:: SET TASK ::
Can you transcribe the data exactly? Leave the pictures out.

:: STORED DATA ::
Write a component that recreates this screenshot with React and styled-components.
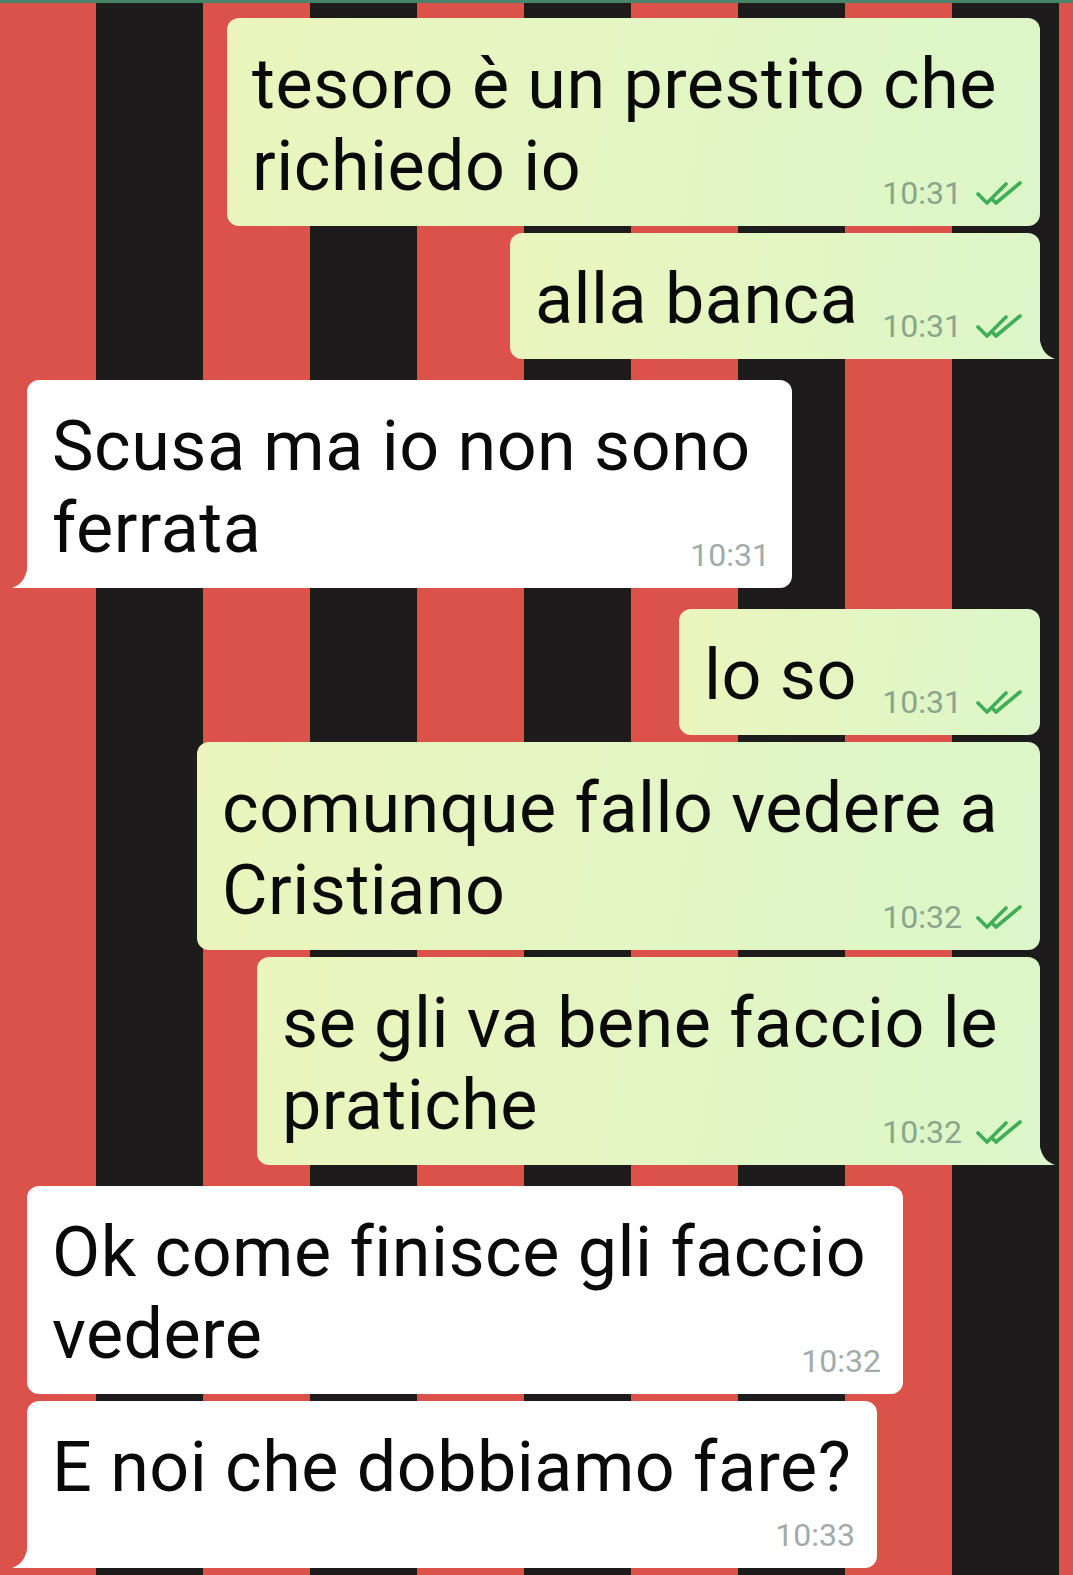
import styled, { createGlobalStyle } from 'styled-components';

const GlobalStyle = createGlobalStyle`
  html, body {
    margin: 0;
    padding: 0;
  }
  body {
    width: 1073px;
    height: 1575px;
    overflow: hidden;
    font-family: Roboto, "Noto Sans", sans-serif;
  }
`;

const messages = [
  { out: true, lines: ['tesoro è un prestito che', 'richiedo io'], time: '10:31', w: 813, gap: 0 },
  { out: true, lines: ['alla banca'], time: '10:31', w: 530, gap: 7, tail: true },
  { out: false, lines: ['Scusa ma io non sono', 'ferrata'], time: '10:31', w: 765, gap: 21, tail: true },
  { out: true, lines: ['lo so'], time: '10:31', w: 361, gap: 21 },
  { out: true, lines: ['comunque fallo vedere a', 'Cristiano'], time: '10:32', w: 843, gap: 7 },
  { out: true, lines: ['se gli va bene faccio le', 'pratiche'], time: '10:32', w: 783, gap: 7, tail: true },
  { out: false, lines: ['Ok come finisce gli faccio', 'vedere'], time: '10:32', w: 876, gap: 21 },
  { out: false, lines: ['E noi che dobbiamo fare?'], time: '10:33', w: 850, gap: 7, tail: true, timeBelow: true },
];

const Screen = styled.div`
  box-sizing: border-box;
  height: 1575px;
  border-top: 3px solid #4a8468;
  padding: 15px 33px 0 27px;
  display: flex;
  flex-direction: column;
  background-color: #db524b;
  background-image: repeating-linear-gradient(
    90deg,
    #db524b 0 107px,
    #1d1b1b 107px 214px
  );
  background-position: -11px 0;
`;

const Row = styled.div`
  display: flex;
  justify-content: ${p => (p.out ? 'flex-end' : 'flex-start')};
  margin-top: ${p => p.gap}px;
`;

const Bubble = styled.div`
  position: relative;
  box-sizing: border-box;
  width: ${p => p.w}px;
  padding: 25px 25px ${p => (p.timeBelow ? 60 : 19)}px;
  border-radius: 12px;
  background: ${p =>
    p.out ? 'linear-gradient(100deg, #ebf5bd 0%, #dcf6c9 100%)' : '#ffffff'};
  ${p => p.tail && p.out && 'border-bottom-right-radius: 0;'}
  ${p => p.tail && !p.out && 'border-bottom-left-radius: 0;'}
`;

const Line = styled.div`
  width: fit-content;
  font-size: 70px;
  line-height: 82px;
  letter-spacing: 0.5px;
  color: #0a0a0a;
  white-space: nowrap;
`;

const Meta = styled.div`
  position: absolute;
  right: ${p => (p.out ? 18 : 22)}px;
  bottom: 17px;
  display: flex;
  align-items: center;
  gap: 14px;
  font-size: 32px;
  line-height: 32px;
  color: ${p => (p.out ? '#8ca48c' : '#a2abab')};
`;

const TailSvg = styled.svg`
  position: absolute;
  bottom: 0;
  width: 16px;
  height: 26px;
  ${p => (p.out ? 'right: -15px;' : 'left: -15px; transform: scaleX(-1);')}
`;

const Tail = ({ out }) => (
  <TailSvg out={out} viewBox="0 0 16 26">
    <path d="M0 0 C1 14 5 22 16 26 L0 26 Z" fill={out ? '#dcf6c9' : '#ffffff'} />
  </TailSvg>
);

const Ticks = () => (
  <svg width="46" height="25" viewBox="0 0 46 25" fill="none">
    <path d="M2 13 L11 22 L30 3" stroke="#3fae56" strokeWidth="3.6" strokeLinecap="round" strokeLinejoin="round" />
    <path d="M17 19 L20 22 L44 2" stroke="#3fae56" strokeWidth="3.6" strokeLinecap="round" strokeLinejoin="round" />
  </svg>
);

const Message = ({ m }) => (
  <Row out={m.out} gap={m.gap}>
    <Bubble out={m.out} w={m.w} tail={m.tail} timeBelow={m.timeBelow}>
      {m.lines.map((l, i) => (
        <Line key={i}>{l}</Line>
      ))}
      <Meta out={m.out}>
        <span>{m.time}</span>
        {m.out && <Ticks />}
      </Meta>
      {m.tail && <Tail out={m.out} />}
    </Bubble>
  </Row>
);

const App = () => (
  <>
    <GlobalStyle />
    <Screen>
      {messages.map((m, i) => (
        <Message key={i} m={m} />
      ))}
    </Screen>
  </>
);

export default App;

:: WORKED ANSWER ::
Write a component that recreates this screenshot with React and styled-components.
import styled, { createGlobalStyle } from 'styled-components';

const GlobalStyle = createGlobalStyle`
  html, body {
    margin: 0;
    padding: 0;
  }
  body {
    width: 1073px;
    height: 1575px;
    overflow: hidden;
    font-family: Roboto, "Noto Sans", sans-serif;
  }
`;

const messages = [
  { out: true, lines: ['tesoro è un prestito che', 'richiedo io'], time: '10:31', w: 813, gap: 0 },
  { out: true, lines: ['alla banca'], time: '10:31', w: 530, gap: 7, tail: true },
  { out: false, lines: ['Scusa ma io non sono', 'ferrata'], time: '10:31', w: 765, gap: 21, tail: true },
  { out: true, lines: ['lo so'], time: '10:31', w: 361, gap: 21 },
  { out: true, lines: ['comunque fallo vedere a', 'Cristiano'], time: '10:32', w: 843, gap: 7 },
  { out: true, lines: ['se gli va bene faccio le', 'pratiche'], time: '10:32', w: 783, gap: 7, tail: true },
  { out: false, lines: ['Ok come finisce gli faccio', 'vedere'], time: '10:32', w: 876, gap: 21 },
  { out: false, lines: ['E noi che dobbiamo fare?'], time: '10:33', w: 850, gap: 7, tail: true, timeBelow: true },
];

const Screen = styled.div`
  box-sizing: border-box;
  height: 1575px;
  border-top: 3px solid #4a8468;
  padding: 15px 33px 0 27px;
  display: flex;
  flex-direction: column;
  background-color: #db524b;
  background-image: repeating-linear-gradient(
    90deg,
    #db524b 0 107px,
    #1d1b1b 107px 214px
  );
  background-position: -11px 0;
`;

const Row = styled.div`
  display: flex;
  justify-content: ${p => (p.out ? 'flex-end' : 'flex-start')};
  margin-top: ${p => p.gap}px;
`;

const Bubble = styled.div`
  position: relative;
  box-sizing: border-box;
  width: ${p => p.w}px;
  padding: 25px 25px ${p => (p.timeBelow ? 60 : 19)}px;
  border-radius: 12px;
  background: ${p =>
    p.out ? 'linear-gradient(100deg, #ebf5bd 0%, #dcf6c9 100%)' : '#ffffff'};
  ${p => p.tail && p.out && 'border-bottom-right-radius: 0;'}
  ${p => p.tail && !p.out && 'border-bottom-left-radius: 0;'}
`;

const Line = styled.div`
  width: fit-content;
  font-size: 70px;
  line-height: 82px;
  letter-spacing: 0.5px;
  color: #0a0a0a;
  white-space: nowrap;
`;

const Meta = styled.div`
  position: absolute;
  right: ${p => (p.out ? 18 : 22)}px;
  bottom: 17px;
  display: flex;
  align-items: center;
  gap: 14px;
  font-size: 32px;
  line-height: 32px;
  color: ${p => (p.out ? '#8ca48c' : '#a2abab')};
`;

const TailSvg = styled.svg`
  position: absolute;
  bottom: 0;
  width: 16px;
  height: 26px;
  ${p => (p.out ? 'right: -15px;' : 'left: -15px; transform: scaleX(-1);')}
`;

const Tail = ({ out }) => (
  <TailSvg out={out} viewBox="0 0 16 26">
    <path d="M0 0 C1 14 5 22 16 26 L0 26 Z" fill={out ? '#dcf6c9' : '#ffffff'} />
  </TailSvg>
);

const Ticks = () => (
  <svg width="46" height="25" viewBox="0 0 46 25" fill="none">
    <path d="M2 13 L11 22 L30 3" stroke="#3fae56" strokeWidth="3.6" strokeLinecap="round" strokeLinejoin="round" />
    <path d="M17 19 L20 22 L44 2" stroke="#3fae56" strokeWidth="3.6" strokeLinecap="round" strokeLinejoin="round" />
  </svg>
);

const Message = ({ m }) => (
  <Row out={m.out} gap={m.gap}>
    <Bubble out={m.out} w={m.w} tail={m.tail} timeBelow={m.timeBelow}>
      {m.lines.map((l, i) => (
        <Line key={i}>{l}</Line>
      ))}
      <Meta out={m.out}>
        <span>{m.time}</span>
        {m.out && <Ticks />}
      </Meta>
      {m.tail && <Tail out={m.out} />}
    </Bubble>
  </Row>
);

const App = () => (
  <>
    <GlobalStyle />
    <Screen>
      {messages.map((m, i) => (
        <Message key={i} m={m} />
      ))}
    </Screen>
  </>
);

export default App;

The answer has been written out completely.